Torch.compile Stabilization Plan

Goals

  • Keep torch.compile(mode="reduce-overhead") enabled for LensNet (and eventually GistNet) without turning off Inductor’s cudagraph capture.
  • Ensure compiled modules run reliably during training and inference by auditing tensor lifetimes and entry points.
  • Add instrumentation and tests so future regressions are caught immediately.

Plan

1. Instrument LensNet/GistNet usage

  • Add lightweight counters/logging in MCController to record:
    • How many times LensNet/GistNet run per micro-step (training vs inference).
    • Shapes of the inputs.
    • Whether we re-enter LensNet within the same backward pass (e.g., inference allocator).
  • Expose these metrics via debug telemetry so we can validate behavior quickly.

2. Audit tensor lifetimes

  • Trace every place where LensNet outputs are stored beyond the compiled call:
    • WorkingContextVariant.policy_scores
    • Focus allocator cached scores
    • Preference/policy telemetry
  • For each path, decide whether to:
    • Consume the data immediately inside the compiled graph.
    • Clone the tensor at the user boundary (single helper, no ad-hoc .clone() sprinkled everywhere).
    • Re-run LensNet explicitly so we never hold onto compiled outputs.

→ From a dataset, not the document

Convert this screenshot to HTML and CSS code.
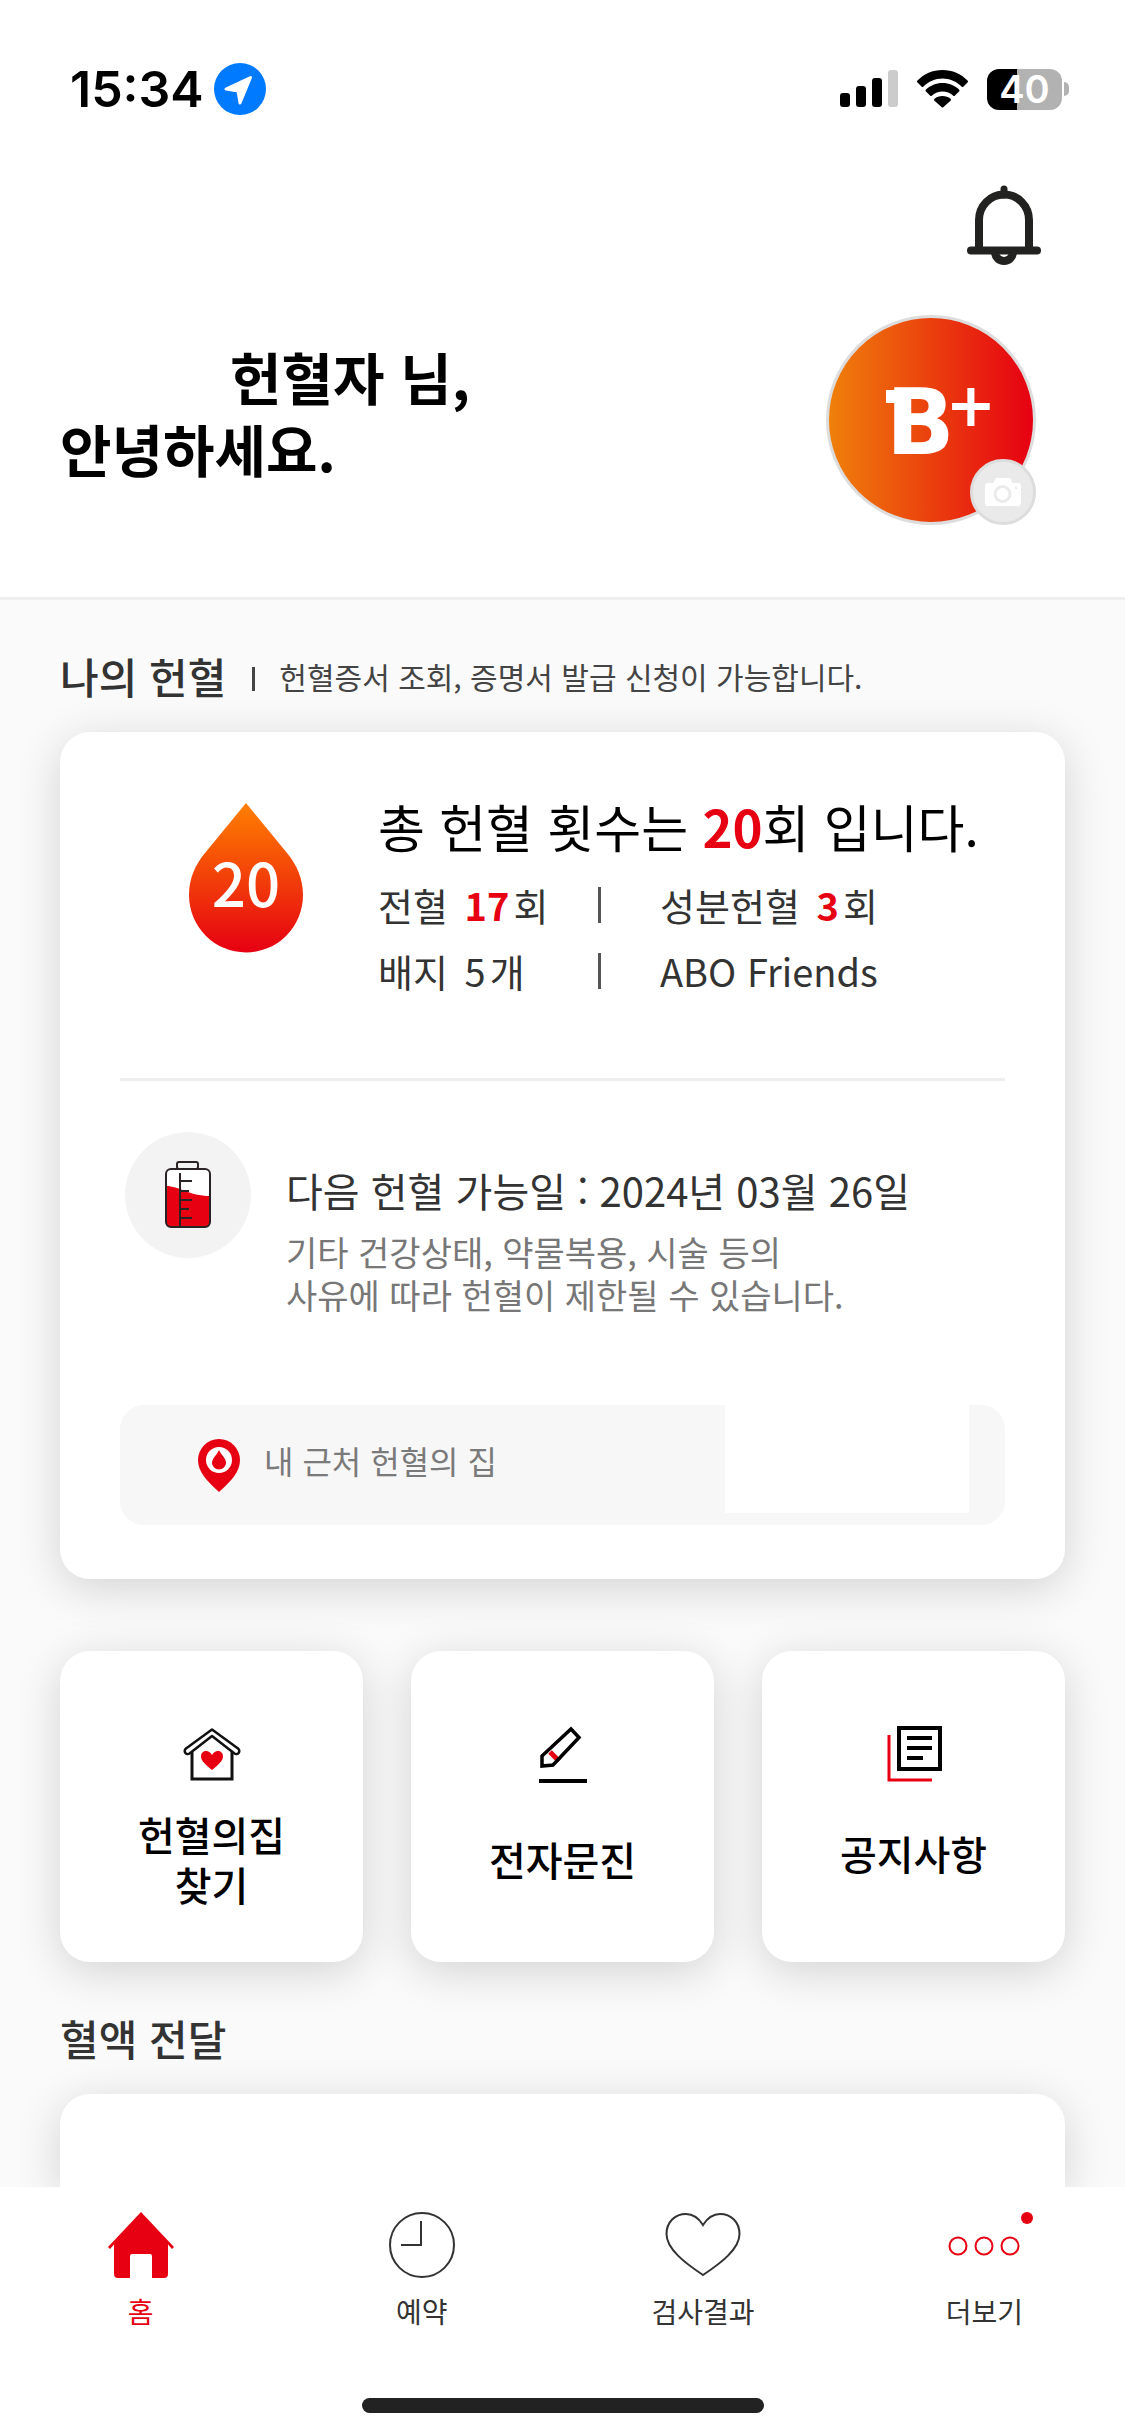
FILE: index.html
```html
<!DOCTYPE html>
<html lang="ko">
<head>
<meta charset="utf-8">
<meta name="viewport" content="width=device-width, initial-scale=1">
<title>헌혈</title>
<link rel="stylesheet" href="styles.css">
</head>
<body>
<div class="app">
  <header class="header">
    <div class="status">
      <div class="status-left">
        <span class="time">15:34</span>
        <svg width="52" height="52" viewBox="0 0 52 52" aria-hidden="true"><circle cx="26" cy="26" r="26" fill="#007aff"/><path d="M36.500 14.500 12 26 24 28 26 40z" fill="#fff" stroke="#fff" stroke-width="3" stroke-linejoin="round"/></svg>
      </div>
      <div class="status-right">
        <svg width="58" height="38" viewBox="0 0 58 38" aria-hidden="true"><rect y="23" width="10" height="14" rx="3"/><rect x="16" y="16" width="10" height="21" rx="3"/><rect x="32" y="8" width="10" height="29" rx="3"/><rect x="48" width="10" height="37" rx="3" fill="#ccc"/></svg>
        <svg width="51" height="38" viewBox="0 0 51 38" aria-hidden="true"><path d="M25.500 0C35.500 0 44 4 50.500 10.500q1 1 0 2L46.500 16.500q-1 1-2 0C39.500 11.500 33 8.500 25.500 8.500S11.500 11.500 6.500 16.500q-1 1-2 0L.5 12.500q-1-1 0-2C7 4 15.500 0 25.500 0zM25.500 13C32 13 37.500 15.500 42 19.500q1 1 0 2L38 25.500q-1 1-2 0C33 23 29.500 21.500 25.500 21.500S18 23 15 25.500q-1 1-2 0L9 21.500q-1-1 0-2C13.500 15.500 19 13 25.500 13zM25.500 26C28.500 26 31.500 27 33.500 28.700q1 1 0 2L26.500 37q-1 1-2 0L17.500 30.700q-1-1 0-2C19.500 27 22.500 26 25.500 26z"/></svg>
        <div class="battery"><span class="battery-level">40</span><span class="battery-nub"></span></div>
      </div>
    </div>
    <button class="bell" type="button" aria-label="알림">
      <svg width="74" height="80" viewBox="0 0 74 80" fill="none" stroke="#222220" aria-hidden="true"><path d="M12 64V35a25 25.500 0 0 1 50 0V64" stroke-width="8"/><path d="M37 4V10" stroke-width="7" stroke-linecap="round"/><path d="M4 65.500H70" stroke-width="8" stroke-linecap="round"/><path d="M28 67a9 9 0 0 0 18 0" stroke-width="8"/></svg>
    </button>
    <div class="profile">
      <h1 class="greeting"><span class="nickname"></span>헌혈자 님,<br>안녕하세요.</h1>
      <div class="avatar">
        <span class="blood">B</span><span class="rh">+</span>
        <button class="camera" type="button" aria-label="사진 변경">
          <svg width="36" height="28" viewBox="0 0 36 28" aria-hidden="true"><path d="M3 5H8.500L10 1.500Q10.500 0 12 0H24Q25.500 0 26 1.500L27.500 5H33q3 0 3 3V25q0 3-3 3H3q-3 0-3-3V8q0-3 3-3z" fill="#fff"/><circle cx="17.500" cy="16" r="7.500" fill="none" stroke="#eaeaea" stroke-width="3"/><circle cx="31" cy="10" r="1" fill="#ddd"/></svg>
        </button>
      </div>
    </div>
  </header>

  <main class="main">
    <div class="section-head">
      <h2 class="section-title">나의 헌혈</h2>
      <span class="section-bar"></span>
      <p class="section-note">헌혈증서 조회, 증명서 발급 신청이 가능합니다.</p>
    </div>
    <section class="card">
      <div class="summary">
        <div class="drop">
          <svg width="114" height="150" viewBox="0 0 114 150" aria-hidden="true"><defs><linearGradient id="dropFill" x1="0" y1="0" x2="0" y2="1"><stop offset="0" stop-color="#ff8000"/><stop offset="1" stop-color="#e60012"/></linearGradient></defs><path d="M57 0 98 50C108 62 114 76 114 92A57 57.500 0 0 1 0 92C0 76 6 62 16 50z" fill="url(#dropFill)"/></svg>
          <span class="drop-count">20</span>
        </div>
        <div>
          <p class="total">총 헌혈 횟수는 <b>20</b>회 입니다.</p>
          <div class="stats">
            <span>전혈 <b class="count">17</b>회</span><i class="stat-bar"></i><span>성분헌혈 <b class="count">3</b>회</span>
            <span>배지 <span class="count">5</span>개</span><i class="stat-bar"></i><span>ABO Friends</span>
          </div>
        </div>
      </div>
      <div class="next">
        <div class="next-icon">
          <svg width="46" height="70" viewBox="0 0 46 70" aria-hidden="true"><rect x="1" y="9" width="44" height="58" rx="5" fill="#fff"/><path d="M1 26C14 26 24 36 45 36V62q0 5-5 5H6q-5 0-5-5z" fill="#e60012"/><g fill="none" stroke="#2b2223" stroke-width="2"><rect x="1" y="9" width="44" height="58" rx="5"/><rect x="12" y="2" width="21" height="7" rx="2"/><path d="M15 13V67M15 21H27M15 31H24M15 40H27M15 49H24M15 58H27"/></g></svg>
        </div>
        <div class="next-text">
          <h3 class="next-date">다음 헌혈 가능일 : 2024년 03월 26일</h3>
          <p class="next-note">기타 건강상태, 약물복용, 시술 등의<br>사유에 따라 헌혈이 제한될 수 있습니다.</p>
        </div>
      </div>
      <a class="nearby" href="#nearby">
        <svg width="42" height="53" viewBox="0 0 42 53" aria-hidden="true"><path d="M21 0A21 21 0 0 1 42 21C42 33 33 42 21 53 9 42 0 33 0 21A21 21 0 0 1 21 0z" fill="#e60012"/><circle cx="21" cy="21" r="13" fill="#fff"/><path d="M21 11C23 16 28 19 28 24a7 6.500 0 0 1-14 0C14 19 19 16 21 11z" fill="#e60012"/></svg>
        <span class="nearby-label">내 근처 헌혈의 집</span>
        <span class="nearby-value"></span>
      </a>
    </section>

    <div class="tiles">
      <a class="tile" href="#house">
        <svg width="60" height="60" viewBox="0 0 60 60" fill="none" stroke="#111" aria-hidden="true"><path d="M10 27V54H50V27" stroke-width="3"/><path d="M30 4.500 56 23.500a3 3 0 0 1-3.500 5L30 11 7.500 28.500a3 3 0 0 1-3.500-5z" stroke-width="2.500" stroke-linejoin="round"/><path d="M30 45C24 40 19 36 19 31.500 19 25 27 24 30 30 33 24 41 25 41 31.500 41 36 36 40 30 45z" fill="#e60012" stroke="none"/></svg>
        <span class="tile-label">헌혈의집<br>찾기</span>
      </a>
      <a class="tile" href="#form">
        <svg width="60" height="60" viewBox="0 0 60 60" fill="none" stroke="#000" stroke-width="4" aria-hidden="true"><path d="M17 27 26 36" stroke="#e60012" stroke-width="5"/><path d="M38 4 46 12.500 20 40 9 41V31z" stroke-width="3.500"/><path d="M6 56H54"/></svg>
        <span class="tile-label">전자문진</span>
      </a>
      <a class="tile" href="#notice">
        <svg width="60" height="60" viewBox="0 0 60 60" fill="none" stroke="#000" stroke-width="3" aria-hidden="true"><path d="M5 10V55H48" stroke="#e60012"/><rect x="15" y="3" width="41" height="41" stroke-width="4"/><path d="M23 13H48M23 23H48M23 33H39" stroke-width="4"/></svg>
        <span class="tile-label tile-label-high">공지사항</span>
      </a>
    </div>

    <div class="section-head">
      <h2 class="section-title">혈액 전달</h2>
    </div>
    <section class="card card-peek"></section>
  </main>

  <nav class="nav">
    <div class="tabs">
      <a class="tab tab-active" href="#home">
        <svg width="66" height="66" viewBox="0 0 66 66" aria-hidden="true"><path d="M33 0 66 35 64 37 60 32.500V62q0 4-4 4H44V44q0-2-2-2H24q-2 0-2 2V66H10q-4 0-4-4V32.500L2 37 0 35z" fill="#e60012"/></svg>
        <span>홈</span>
      </a>
      <a class="tab" href="#booking">
        <svg width="66" height="66" viewBox="0 0 66 66" fill="none" stroke="#333" stroke-width="2" aria-hidden="true"><circle cx="33" cy="33" r="32"/><path d="M32 9V33H12"/></svg>
        <span>예약</span>
      </a>
      <a class="tab" href="#results">
        <svg width="76" height="66" viewBox="0 0 76 66" fill="none" stroke="#333" stroke-width="2" aria-hidden="true"><path d="M38 13C33 5 28 2 21 2 10 2 1.500 10 1.500 22 1.500 37 20 51 38 63 56 51 74.500 37 74.500 22 74.500 10 66 2 55 2 48 2 43 5 38 13z"/></svg>
        <span>검사결과</span>
      </a>
      <a class="tab" href="#more">
        <svg width="100" height="66" viewBox="0 0 100 66" fill="none" stroke="#e60012" stroke-width="2" aria-hidden="true"><circle cx="24" cy="34" r="8.500"/><circle cx="50" cy="34" r="8.500"/><circle cx="76" cy="34" r="8.500"/><circle cx="93" cy="6" r="6" fill="#e60012" stroke="none"/></svg>
        <span>더보기</span>
      </a>
    </div>
    <div class="home-indicator"></div>
  </nav>
</div>
</body>
</html>
```
FILE: styles.css
```css
* {
  box-sizing: border-box;
}

body,
h1,
h2,
h3,
p {
  margin: 0;
}

body {
  font-family: "Noto Sans CJK KR", "Noto Sans", sans-serif;
  color: #333;
  background: #fff;
}

a {
  color: inherit;
  text-decoration: none;
}

button {
  padding: 0;
  border: 0;
  background: none;
}

svg {
  display: block;
  flex: none;
}

.app {
  display: flex;
  flex-direction: column;
  min-height: 100vh;
}

/* Header */
.header {
  padding: 0 84px 72px 60px;
  border-bottom: 3px solid #eee;
}

.status {
  display: flex;
  justify-content: space-between;
  align-items: center;
  height: 178px;
  margin-right: -28px;
  padding-left: 10px;
  font-family: Inter, sans-serif;
  color: #000;
}

.status-left {
  display: flex;
  align-items: center;
  gap: 10px;
}

.time {
  font-size: 50px;
  line-height: 60px;
  font-weight: 600;
}

.status-right {
  display: flex;
  align-items: center;
  gap: 19px;
}

.battery {
  display: flex;
  align-items: center;
  gap: 2px;
}

.battery-level {
  width: 75px;
  border-radius: 12px;
  background: linear-gradient(to right, #000 40%, #b2b2b2 40%);
  color: #fff;
  font-size: 38px;
  line-height: 41px;
  font-weight: 600;
  text-align: center;
}

.battery-nub {
  width: 5px;
  height: 14px;
  border-radius: 0 6px 6px 0;
  background: #b2b2b2;
}

.bell {
  display: block;
  margin: 7px 0 50px auto;
}

.profile {
  display: flex;
  justify-content: space-between;
  align-items: center;
}

.greeting {
  padding-bottom: 16px;
  font-size: 56px;
  line-height: 72px;
  font-weight: 700;
  color: #000;
}

.nickname {
  display: inline-block;
  width: 170px;
}

.avatar {
  position: relative;
  display: flex;
  justify-content: center;
  width: 210px;
  height: 210px;
  margin-right: 5px;
  padding: 52px 0 0 20px;
  border: 3px solid #ddd;
  border-radius: 50%;
  background: linear-gradient(to right, #ef800a, #e60012);
  color: #fff;
  font-family: "DejaVu Sans", sans-serif;
  font-weight: 700;
}

.blood {
  position: relative;
  font-size: 90px;
  line-height: 105px;
}

/* Slab at the top of the letter's stem */
.blood::before {
  content: "";
  position: absolute;
  top: 20px;
  left: 0;
  width: 12px;
  height: 13px;
  background: #fff;
}

.rh {
  margin-left: -9px;
  font-size: 60px;
  line-height: 70px;
}

.camera {
  position: absolute;
  right: -3px;
  bottom: -3px;
  display: flex;
  justify-content: center;
  align-items: center;
  width: 66px;
  height: 66px;
  border: 3px solid #ddd;
  border-radius: 50%;
  background: #eaeaea;
}

/* Content */
.main {
  display: flex;
  flex: 1;
  flex-direction: column;
  padding: 0 60px;
  background: #fafafa;
}

.section-head {
  display: flex;
  align-items: center;
  margin: 46px 0 26px;
}

.section-title {
  font-size: 42px;
  line-height: 60px;
  font-weight: 500;
}

.section-bar {
  width: 3px;
  height: 24px;
  margin: 6px 24px 0 26px;
  background: #444;
}

.section-note {
  font-size: 30px;
  line-height: 60px;
  color: #444;
}

.card {
  padding: 58px 60px 54px;
  border-radius: 30px;
  background: #fff;
  box-shadow: 0 9px 45px rgba(0, 0, 0, 0.16);
}

.card-peek {
  flex: 1;
  min-height: 93px;
  padding: 0;
  border-radius: 30px 30px 0 0;
}

.summary {
  display: grid;
  grid-template-columns: 252px 1fr;
  gap: 6px;
  padding-bottom: 74px;
  border-bottom: 3px solid #eee;
}

.summary b {
  color: #e60012;
  font-weight: 700;
}

.drop {
  display: grid;
  justify-content: center;
  align-content: start;
  padding-top: 13px;
}

.drop svg,
.drop-count {
  grid-area: 1 / 1;
}

.drop-count {
  padding-top: 42px;
  color: #fff;
  font-size: 60px;
  line-height: 72px;
  font-weight: 500;
  text-align: center;
}

.total {
  margin-bottom: 10px;
  color: #000;
  font-size: 51px;
  line-height: 72px;
}

.stats {
  display: grid;
  grid-template-columns: 160px 122px 1fr;
  align-items: center;
  font-size: 38px;
  line-height: 66px;
  white-space: nowrap;
}

.count {
  margin: 0 4px 0 6px;
}

.stat-bar {
  justify-self: center;
  width: 3px;
  height: 36px;
  background: #555;
}

.next {
  display: flex;
  gap: 35px;
  padding: 51px 0 89px 5px;
}

.next-icon {
  display: flex;
  flex: none;
  justify-content: center;
  align-items: center;
  width: 126px;
  height: 126px;
  border-radius: 50%;
  background: #f3f3f3;
}

.next-text {
  padding-top: 30px;
}

.next-date {
  margin-bottom: 12px;
  font-size: 40px;
  line-height: 56px;
  font-weight: 400;
}

.next-note {
  color: #777;
  font-size: 34px;
  line-height: 43px;
}

.nearby {
  display: flex;
  align-items: center;
  height: 120px;
  padding: 0 36px 0 78px;
  border-radius: 24px;
  background: #f7f7f7;
}

.nearby-label {
  padding: 0 0 10px 24px;
  color: #7a7a7a;
  font-size: 32px;
  line-height: 40px;
}

.nearby-value {
  align-self: flex-start;
  width: 244px;
  height: 108px;
  margin-left: auto;
  background: #fff;
}

.tiles {
  display: grid;
  grid-template-columns: repeat(3, 1fr);
  gap: 48px;
  margin-top: 72px;
}

.tile {
  display: flex;
  flex-direction: column;
  align-items: center;
  gap: 24px;
  padding: 74px 0 53px;
  border-radius: 30px;
  background: #fff;
  box-shadow: 0 9px 45px rgba(0, 0, 0, 0.16);
}

.tile-label {
  display: flex;
  align-items: center;
  min-height: 100px;
  color: #000;
  font-size: 40px;
  line-height: 50px;
  font-weight: 500;
  text-align: center;
}

.tile-label-high {
  padding-bottom: 12px;
}

/* Bottom navigation */
.nav {
  position: relative;
  padding: 25px 0 24px;
  background: #fff;
}

.tabs {
  display: grid;
  grid-template-columns: repeat(4, 1fr);
}

.tab {
  display: flex;
  flex-direction: column;
  align-items: center;
  gap: 13px;
  font-size: 28px;
  line-height: 40px;
}

.tab-active {
  color: #e60012;
}

.home-indicator {
  width: 402px;
  height: 15px;
  margin: 67px auto 0;
  border-radius: 8px;
  background: #222;
}
```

3. Restructure buffer management

  • Introduce helper functions:
    • _run_lensnet_batched(inputs) -> scores that performs the cudagraph step mark + clone once.
    • _lensnet_allocator_scores(wc) for inference allocator.
  • Ensure these helpers manage clones and mark-step boundaries consistently so compiled graphs aren’t reused incorrectly.

4. Build a torch.compile harness

  • Create a standalone script/test that:
    • Compiles LensNet with the actual config.
    • Runs the same batched call as training.
    • Runs the allocator-style repeated calls.
    • Checks for cudagraph errors.
  • Run this harness before enabling compile in mc_run/run10.sh so we only toggle the flag in the standard workflow after it passes.
  • ✅ Implemented in scripts/mc_compile_harness.py. We still run all official experiments through mc_run.sh … run10.sh; the harness exists purely for debugging so we can reproduce compile bugs before toggling the flag in the standard workflow.

5. Re-enable compile progressively

  • Once the harness passes, re-enable compile for training (single batch) and gate inference allocator behind a config flag so we can roll out gradually.
  • Update mc_run.sh/run10.sh so the supported way to flip compile on is passing --mc_compile_lensnet=1 [--mc_compile_lensnet_inference=1] through the normal entry point. Avoid bespoke scripts so the behavior mirrors production.
  • Status: enabling --mc_compile_lensnet=1 via mc_run.sh … run10.sh still throws Inductor/cudagraph exceptions (same failure we saw before this refactor). Compile remains disabled in default configs until we fix those runtime errors.

6. Documentation & tests

  • Update obsidian/reference/LensNet Pairwise Training.md with the new invariants (“LensNet outputs must be consumed or cloned via the helper”).
  • Add unit tests that:
    • Mock LensNet to ensure _run_lensnet_batched is used everywhere.
    • Simulate repeated calls (allocator) to confirm we call cudagraph_mark_step_begin.
  • Verify tests/test_mc_components.py covers these cases.

Execution checklist

  1. Add instrumentation/logging for LensNet/GistNet invocation counts.
  2. Implement _run_lensnet_batched and _lensnet_allocator_scores helpers with mark-step + clone.
  3. Refactor runtime/allocator to use the helpers exclusively.
  4. Build/run the torch.compile harness.
  5. Update docs and unit tests.
  6. Verify full pytest suite + harness + end-to-end training smoke test (or as close as feasible without full GPU run).

Current Status

  • Instrumentation + helper refactors landed (mc/runtime.py), and the new tests/test_mc_components.py::test_lensnet_timers_and_usage covers the controller helpers.
  • The harness (scripts/mc_compile_harness.py) reproduces LensNet/GistNet compile issues locally, but running mc_run.sh … run10.sh --mc_compile_lensnet=1 still throws Inductor/cudagraph exceptions, so compile remains disabled in default configs.
  • Next steps: finish the doc/test polish (item 5), integrate compile toggles/testing into the run10 workflow, and chase down the remaining compile-time exceptions so we can check off item 6.